Select every line below containing the word "React".

● ● ● ●

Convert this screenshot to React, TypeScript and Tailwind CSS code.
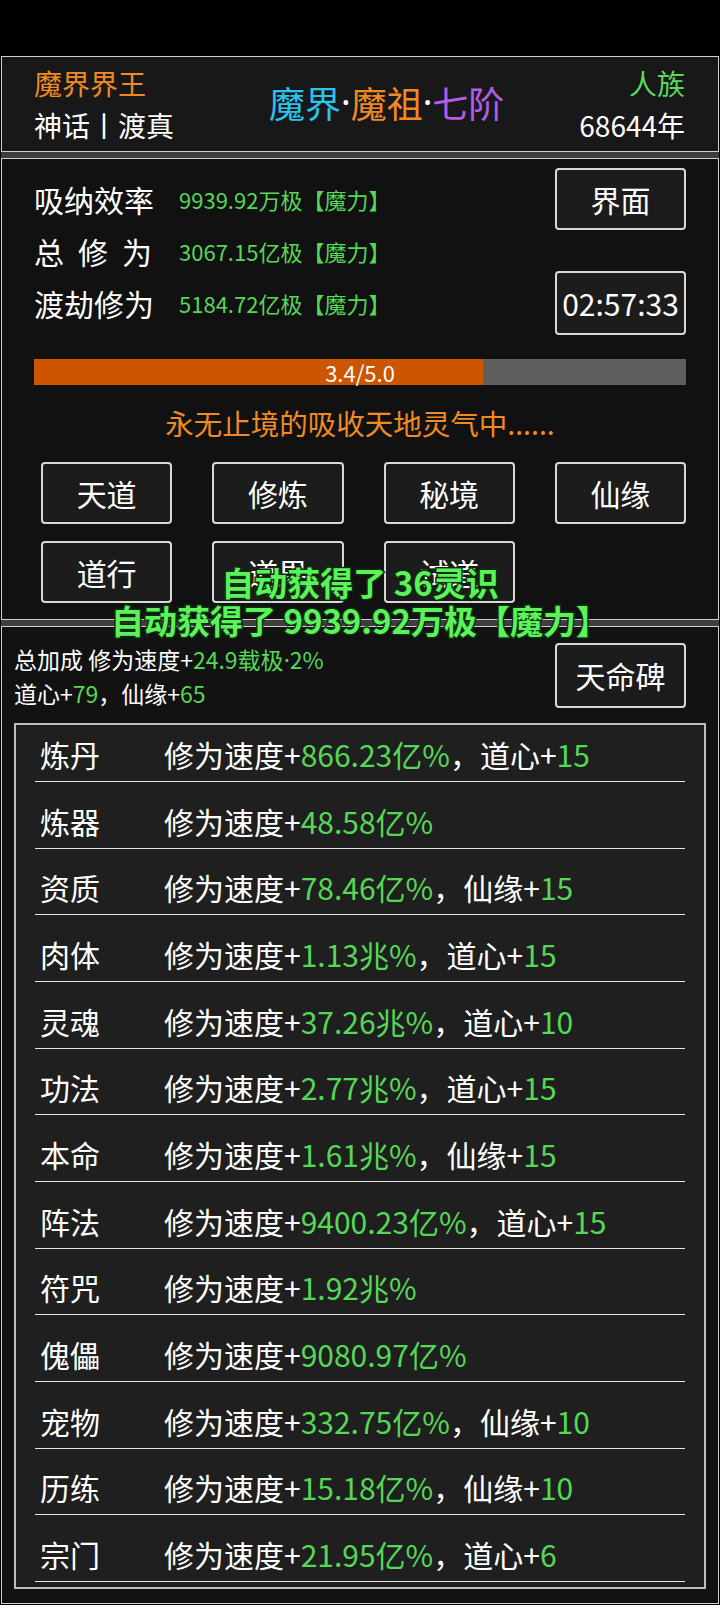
import React from 'react';

interface BonusRow {
  name: string;
  speed: string;
  extra?: { label: string; value: string };
}

const rows: BonusRow[] = [
  { name: '炼丹', speed: '866.23亿%', extra: { label: '道心', value: '15' } },
  { name: '炼器', speed: '48.58亿%' },
  { name: '资质', speed: '78.46亿%', extra: { label: '仙缘', value: '15' } },
  { name: '肉体', speed: '1.13兆%', extra: { label: '道心', value: '15' } },
  { name: '灵魂', speed: '37.26兆%', extra: { label: '道心', value: '10' } },
  { name: '功法', speed: '2.77兆%', extra: { label: '道心', value: '15' } },
  { name: '本命', speed: '1.61兆%', extra: { label: '仙缘', value: '15' } },
  { name: '阵法', speed: '9400.23亿%', extra: { label: '道心', value: '15' } },
  { name: '符咒', speed: '1.92兆%' },
  { name: '傀儡', speed: '9080.97亿%' },
  { name: '宠物', speed: '332.75亿%', extra: { label: '仙缘', value: '10' } },
  { name: '历练', speed: '15.18亿%', extra: { label: '仙缘', value: '10' } },
  { name: '宗门', speed: '21.95亿%', extra: { label: '道心', value: '6' } },
];

const stats = [
  { label: ['吸', '纳', '效', '率'], value: '9939.92万极【魔力】' },
  { label: ['总', '修', '为'], value: '3067.15亿极【魔力】' },
  { label: ['渡', '劫', '修', '为'], value: '5184.72亿极【魔力】' },
];

const menu = ['天道', '修炼', '秘境', '仙缘', '道行', '道果', '试道'];

const progress = 3.4 / 5;

const Btn = ({ children, className }: { children: React.ReactNode; className?: string }) => (
  <div
    className={`flex items-center justify-center rounded-[4px] border-2 border-[#d8d8d8] bg-[#1c1c1c] text-white ${className ?? ''}`}
  >
    {children}
  </div>
);

// 半角间隔点，用拉丁字体避免全角宽度
const Dot = ({ className }: { className?: string }) => (
  <span className={className} style={{ fontFamily: '"Noto Sans", sans-serif' }}>
    ·
  </span>
);

const App = () => {
  return (
    <div
      className="relative h-[1605px] w-[720px] overflow-hidden bg-black px-[1px] text-white"
      style={{ fontFamily: '"Noto Sans CJK SC", "Noto Sans", sans-serif' }}
    >
      <div className="h-[56px]" />

      {/* 头部：称号 / 境界 / 种族 */}
      <div className="flex h-[96px] border border-[#cfcfcf] bg-[#181818] pl-[32px] pr-[33px]">
        <div className="flex flex-col pt-[5px] text-[28px] leading-[42px]">
          <span className="text-[#f08a24]">魔界界王</span>
          <span>神话丨渡真</span>
        </div>
        <div className="flex flex-1 items-center justify-center pb-[4px] pl-[20px] text-[36px]">
          <span className="text-[#2cc3ee]">魔界</span>
          <Dot className="text-white" />
          <span className="text-[#f08a24]">魔祖</span>
          <Dot className="text-white" />
          <span className="text-[#b45ce8]">七阶</span>
        </div>
        <div className="flex flex-col items-end pt-[5px] text-[28px] leading-[42px]">
          <span className="text-[#5ad85a]">人族</span>
          <span>68644年</span>
        </div>
      </div>

      <div className="h-[6px] bg-[#3e3e3e]" />

      {/* 修为面板 */}
      <div className="h-[462px] border border-[#cfcfcf] bg-[#111111] px-[32px]">
        <div className="flex justify-between pt-[9px]">
          <div className="flex flex-col pt-[5px]">
            {stats.map((s) => (
              <div key={s.value} className="flex h-[52px] items-center">
                <div className="flex w-[118px] justify-between text-[30px]">
                  {s.label.map((c, i) => (
                    <span key={i}>{c}</span>
                  ))}
                </div>
                <span className="ml-[27px] text-[22px] text-[#55d855]">{s.value}</span>
              </div>
            ))}
          </div>
          <div className="flex flex-col">
            <Btn className="h-[62px] w-[131px] text-[30px]">界面</Btn>
            <Btn className="mt-[41px] h-[64px] w-[131px] text-[30px]">02:57:33</Btn>
          </div>
        </div>

        <div className="relative mt-[24px] h-[26px] bg-[#5f5f5f]">
          <div className="h-full bg-[#cc5500]" style={{ width: `${progress * 101.3}%` }} />
          <div className="absolute inset-0 flex items-center justify-center text-[22px] leading-none">
            3.4/5.0
          </div>
        </div>

        <div className="mt-[18px] h-[40px] text-center text-[28.5px] leading-[40px] text-[#f08a24]">
          永无止境的吸收天地灵气中......
        </div>

        <div className="mt-[19px] grid grid-cols-4 gap-x-[40px] gap-y-[17px] pl-[7px]">
          {menu.map((m) => (
            <Btn key={m} className="h-[62px] text-[30px]">
              {m}
            </Btn>
          ))}
        </div>
      </div>

      <div className="h-[6px] bg-[#3e3e3e]" />

      {/* 加成列表 */}
      <div className="h-[978px] border border-[#cfcfcf] bg-[#121212]">
        <div className="flex justify-between pl-[12px] pr-[32px] pt-[16px]">
          <div className="flex flex-col text-[23px] leading-[33px]">
            <span>
              总加成 修为速度+
              <span className="text-[#55d855]">
                24.9载极<Dot />2%
              </span>
            </span>
            <span>
              道心+<span className="text-[#55d855]">79</span>，仙缘+
              <span className="text-[#55d855]">65</span>
            </span>
          </div>
          <Btn className="h-[65px] w-[131px] text-[30px]">天命碑</Btn>
        </div>

        <div className="mx-[12px] mt-[13px] h-[866px] border-2 border-[#bdbdbd] bg-[#1f1f1f] px-[19px]">
          {rows.map((r, i) => (
            <div
              key={r.name}
              className={`flex items-end border-b border-[#e6e6e6] pb-[7px] text-[30px] leading-[40px] ${
                i === 0 ? 'h-[57px]' : 'h-[66.67px]'
              }`}
            >
              <span className="w-[129px] shrink-0 pl-[5px]">{r.name}</span>
              <span>
                修为速度+<span className="text-[#55d855]">{r.speed}</span>
                {r.extra && (
                  <>
                    ，{r.extra.label}+<span className="text-[#55d855]">{r.extra.value}</span>
                  </>
                )}
              </span>
            </div>
          ))}
        </div>
      </div>

      {/* 自动获得提示 */}
      <div className="absolute left-0 right-0 top-[563px] flex flex-col items-center text-[33px] font-bold leading-[38px] text-[#5cf25c] [-webkit-text-stroke:3px_#0d2e0d] [paint-order:stroke_fill]">
        <span>自动获得了 36灵识</span>
        <span>自动获得了 9939.92万极【魔力】</span>
      </div>
    </div>
  );
};

export default App;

● ● ● ●

= RESPONSE =
Convert this screenshot to React, TypeScript and Tailwind CSS code.
import React from 'react';
const Btn = ({ children, className }: { children: React.ReactNode; className?: string }) => (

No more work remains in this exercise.